Sunday, April 13, 2014

The Shadow that Magic Casts

I was thinking this morning about the nature of magic items. I've just started reading (for the umpteenth time) The Annals of the Black Company. In the first book the Company is stalking the wizard, Raker, and uses a bit of his hair to bait a trap. Later on, one of the Company's wizards begins making a fell artifact, a black spear, crafting it over the course of his remaining years, until it finally is used to kill a goddess. Here are two different versions of the magic item: Fire and forget, and the Life's Work. I'm much more interested in the latter, and why even a minor wizard like the Company's might be capable of such master craft.

Let's just suppose, to begin with, that being a wizard is something that "bleeds through" into other dimensions and planes of existence. So, the basic laws of thermodynamics get violated, right? Where does that energy come from? Where does it go? It goes into those Places Between, the Ways, the Traveling Spaces, and those places aren't anywhere in particular, but they are very real and very important to magical beings, and beings that use magic. They also are conduits that can be harnessed in various ways through the use of things existing on the material plane  (e.g., henges, sacred groves, arcane circles, ley lines, etc.) to get a better purchase on the world, to make it do things it shouldn't. With me so far? Okay, so here's the twist.

What if being a wizard means that, just by being a wizard, you are constantly "bleeding through" into those empty places, where shadows lurk seeking form, and that your magic signature (like a scent) provides the Ones Who Dwell Between with a way to reach you. This may mean they hunt you, certainly, but more like the more powerful you are, the more magic you use, the more likely it is that an unworldly creature of some kind is going to notice you and find a way to use you for its own purposes (e.g., for exotic food, for easy power, for twisted amusements). That being the case, wouldn't you want to, if you're a wizard, figure out a way to keep that from happening? Here's a neat trick: Make the equivalent of a magical heat sink, something to diffuse those energies.
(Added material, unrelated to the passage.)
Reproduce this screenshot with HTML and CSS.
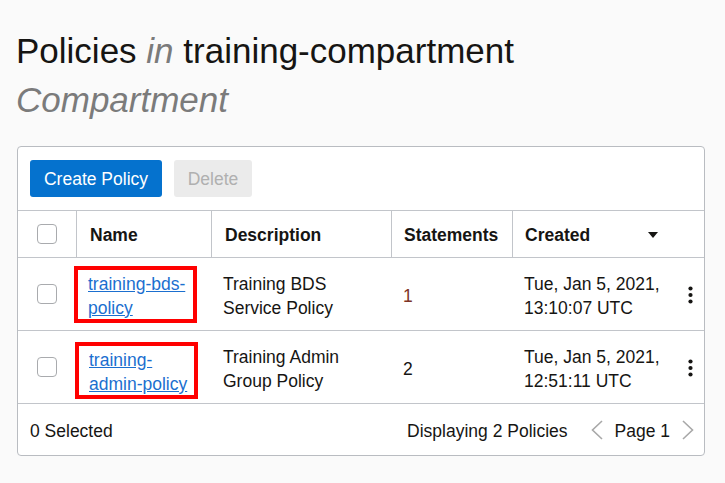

For example (also from the Annals) we have the Silver Spike. Literally a silver nail, but this time forcefully imbued with the power of the Dominator, the most fell wizard of several eras, corrupted in his death with his own deathless essence. It's not an intelligence, necessarily, but an essence of your Self and Craft. Note: that's another thing about being a wizard: Using magic allows you to hang on to life, perhaps without end, just because it works with Law and Chaos in ways that completely remake a wizard's body, over and over again. Sure it corrupts you, but that also means that you're getting additional life in the bargain. Think about that: Magic is a danger, but you have to use it or you will eventually die. You don't want to die, so you have to get as powerful in the use of magic as you can. Doing so puts you in greater and greater peril from the Powers that Be, so you begin to assemble some sort of device(s) or object(s) to serve as dimensional analogs for the shadows that your power casts in the Spaces Between.
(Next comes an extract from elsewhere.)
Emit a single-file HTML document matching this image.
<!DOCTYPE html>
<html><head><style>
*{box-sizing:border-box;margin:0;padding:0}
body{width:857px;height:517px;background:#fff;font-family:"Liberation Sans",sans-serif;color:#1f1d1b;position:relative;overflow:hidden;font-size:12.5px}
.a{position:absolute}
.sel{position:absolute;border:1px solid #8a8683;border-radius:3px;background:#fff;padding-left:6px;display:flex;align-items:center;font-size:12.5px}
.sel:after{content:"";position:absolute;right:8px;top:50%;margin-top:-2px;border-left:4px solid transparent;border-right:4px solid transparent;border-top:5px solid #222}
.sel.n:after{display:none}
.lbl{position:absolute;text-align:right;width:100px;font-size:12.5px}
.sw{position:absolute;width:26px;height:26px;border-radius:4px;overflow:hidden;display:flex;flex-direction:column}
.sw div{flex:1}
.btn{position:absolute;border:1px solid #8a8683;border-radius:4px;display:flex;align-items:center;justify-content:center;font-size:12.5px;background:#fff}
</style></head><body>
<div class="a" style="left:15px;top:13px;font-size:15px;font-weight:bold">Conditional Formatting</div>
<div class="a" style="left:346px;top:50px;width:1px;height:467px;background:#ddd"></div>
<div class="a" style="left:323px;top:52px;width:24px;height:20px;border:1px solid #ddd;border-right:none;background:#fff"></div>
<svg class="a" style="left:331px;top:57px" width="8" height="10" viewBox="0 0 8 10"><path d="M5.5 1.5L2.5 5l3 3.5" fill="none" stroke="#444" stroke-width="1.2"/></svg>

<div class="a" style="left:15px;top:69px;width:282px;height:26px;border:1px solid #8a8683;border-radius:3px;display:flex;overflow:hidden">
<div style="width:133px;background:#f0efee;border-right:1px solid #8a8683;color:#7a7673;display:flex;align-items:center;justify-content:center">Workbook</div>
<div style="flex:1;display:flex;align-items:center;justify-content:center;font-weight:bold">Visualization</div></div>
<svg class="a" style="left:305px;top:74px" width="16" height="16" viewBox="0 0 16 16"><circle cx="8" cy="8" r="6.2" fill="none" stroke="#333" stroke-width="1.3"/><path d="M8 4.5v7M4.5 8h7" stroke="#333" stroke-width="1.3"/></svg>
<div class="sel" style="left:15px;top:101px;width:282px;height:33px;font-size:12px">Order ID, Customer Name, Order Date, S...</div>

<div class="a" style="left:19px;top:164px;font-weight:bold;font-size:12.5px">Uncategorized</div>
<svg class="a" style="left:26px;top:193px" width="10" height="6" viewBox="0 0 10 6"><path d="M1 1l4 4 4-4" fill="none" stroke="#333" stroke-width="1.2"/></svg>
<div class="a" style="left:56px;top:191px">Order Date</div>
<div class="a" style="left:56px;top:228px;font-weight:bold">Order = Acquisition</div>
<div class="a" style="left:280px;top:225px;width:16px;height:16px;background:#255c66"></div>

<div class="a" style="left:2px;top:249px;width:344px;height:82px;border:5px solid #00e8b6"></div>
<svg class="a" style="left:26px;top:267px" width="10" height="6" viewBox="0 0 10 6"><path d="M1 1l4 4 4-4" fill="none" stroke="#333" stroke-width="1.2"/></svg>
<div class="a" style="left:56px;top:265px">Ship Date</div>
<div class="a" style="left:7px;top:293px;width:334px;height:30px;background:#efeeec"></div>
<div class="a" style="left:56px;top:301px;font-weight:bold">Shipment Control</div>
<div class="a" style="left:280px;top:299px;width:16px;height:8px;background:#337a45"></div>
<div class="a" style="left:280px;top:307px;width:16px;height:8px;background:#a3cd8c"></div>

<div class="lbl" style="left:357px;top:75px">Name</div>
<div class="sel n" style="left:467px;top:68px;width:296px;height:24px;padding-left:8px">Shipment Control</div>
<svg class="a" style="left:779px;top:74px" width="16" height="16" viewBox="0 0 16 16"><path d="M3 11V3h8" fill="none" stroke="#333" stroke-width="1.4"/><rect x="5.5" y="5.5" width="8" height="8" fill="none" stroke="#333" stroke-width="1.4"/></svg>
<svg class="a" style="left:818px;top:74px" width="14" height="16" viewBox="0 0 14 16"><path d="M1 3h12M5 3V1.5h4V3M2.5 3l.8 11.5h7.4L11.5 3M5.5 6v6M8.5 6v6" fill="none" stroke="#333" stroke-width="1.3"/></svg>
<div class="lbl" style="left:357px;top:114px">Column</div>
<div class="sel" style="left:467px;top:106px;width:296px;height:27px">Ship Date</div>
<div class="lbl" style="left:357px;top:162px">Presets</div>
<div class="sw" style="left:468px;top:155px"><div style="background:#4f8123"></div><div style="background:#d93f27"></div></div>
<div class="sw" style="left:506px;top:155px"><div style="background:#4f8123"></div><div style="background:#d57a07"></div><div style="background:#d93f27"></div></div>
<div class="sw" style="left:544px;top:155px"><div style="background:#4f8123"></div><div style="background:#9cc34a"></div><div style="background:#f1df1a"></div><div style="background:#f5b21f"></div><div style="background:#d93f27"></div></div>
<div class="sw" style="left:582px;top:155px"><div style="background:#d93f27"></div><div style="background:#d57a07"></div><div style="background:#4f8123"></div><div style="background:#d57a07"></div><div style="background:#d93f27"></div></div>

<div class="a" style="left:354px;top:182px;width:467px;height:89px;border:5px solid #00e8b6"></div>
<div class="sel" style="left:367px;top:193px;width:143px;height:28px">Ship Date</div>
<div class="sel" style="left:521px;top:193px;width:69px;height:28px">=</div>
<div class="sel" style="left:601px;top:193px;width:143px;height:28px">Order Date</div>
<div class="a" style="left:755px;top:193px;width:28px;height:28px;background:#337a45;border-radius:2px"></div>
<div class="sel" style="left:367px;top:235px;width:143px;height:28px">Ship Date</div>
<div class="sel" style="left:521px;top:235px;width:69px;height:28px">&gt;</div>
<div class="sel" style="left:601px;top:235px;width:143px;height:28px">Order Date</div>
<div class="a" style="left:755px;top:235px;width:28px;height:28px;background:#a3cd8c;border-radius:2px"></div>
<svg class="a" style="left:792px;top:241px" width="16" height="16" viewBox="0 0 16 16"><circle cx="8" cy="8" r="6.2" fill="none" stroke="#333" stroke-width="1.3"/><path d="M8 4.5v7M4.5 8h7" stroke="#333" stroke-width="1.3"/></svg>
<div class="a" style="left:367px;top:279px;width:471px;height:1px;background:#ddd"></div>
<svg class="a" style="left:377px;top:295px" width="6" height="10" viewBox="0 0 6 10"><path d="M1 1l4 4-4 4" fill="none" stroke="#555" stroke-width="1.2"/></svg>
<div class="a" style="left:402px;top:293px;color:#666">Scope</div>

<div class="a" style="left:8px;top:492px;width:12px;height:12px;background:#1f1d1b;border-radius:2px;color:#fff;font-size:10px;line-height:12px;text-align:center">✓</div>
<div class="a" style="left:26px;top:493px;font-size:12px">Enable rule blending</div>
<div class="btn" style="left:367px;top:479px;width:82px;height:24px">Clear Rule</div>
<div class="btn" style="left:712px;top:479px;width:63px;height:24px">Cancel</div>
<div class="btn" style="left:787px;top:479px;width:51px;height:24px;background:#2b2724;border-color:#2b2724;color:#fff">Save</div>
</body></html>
In game terms, maybe that means that wizards are always making magic items. They have to, for self-defense. Magic items aren't made with a single spell, or a ritual. Instead, wizards carry objects they've designated to hold this magical essence, and to keep the heat off, so to speak. In time, those mundane objects become empowered, but in peculiar ways, taking on the character of both wizard and wizard's magical history. This is why your magic sword has an ego, and why it has a purpose. It's also why there are magical items just floating around the game world without anyone to look after them. The wizard gets rid of 'em so the magic can't be traced back. As for those poor bastard what have the the items, well... don't be surprised when you get caught holding the bag (of holding).